Bloc Party: Four

After electronic excursions and solo outings, the British indie rock ensemble is back, marrying its recent experiments with some downright grungy riffage.

Bloc Party


Label: Frenchkiss
US Release Date: 2012-08-21
UK Release Date: 2012-08-20

Devoted fans of British indie rock, I understand why the glow surrounding your relationship with Bloc Party may have diminished in the last few years. Maybe the electronic textures and claustrophobic atmosphere of the quartet’s last LP Intimacy (2008) weren’t your cup of tea. And maybe you indulged frontman Kele Okereke’s outright electro-dance solo effort The Boxer (2010) and its half-crap/half-amazing lead single “Tenderoni” all while craving more of the spiky guitars and tightly-wound rock grooves that made Bloc Party a band worth rallying around in the mid-aughts. Surely the two-year hiatus the group instated in 2009 didn’t help mend the growing distance.

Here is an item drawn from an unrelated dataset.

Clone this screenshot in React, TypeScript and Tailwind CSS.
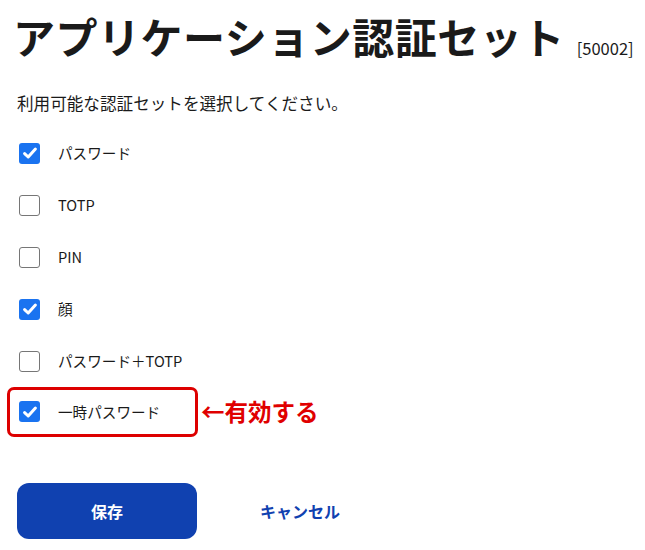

Good news then, you Anglophilic indiephiles, as a refreshed and reconciliatory Bloc Party has returned to try and sweep you off your feet again. Admittedly, Four isn’t as energetic as Silent Alarm or as moving as A Weekend in the City, to this day still Bloc Party’s strongest recordings. That aside, Four is a commendable comeback, if you feel obliged to use the word. It’s a record that’s more focused than the last two Bloc Party albums and one which finds the group in top fighting form, its fists balled up and its collective stare cold and unshakable. These lads carry themselves as if they have something to prove, to both their fans and their competitors. Listening to “3X3”, for instance, Okereke’s distressed wailing comes off like he wants to show Muse’s Matt Bellamy how it’s done right. And props to him, he does indeed.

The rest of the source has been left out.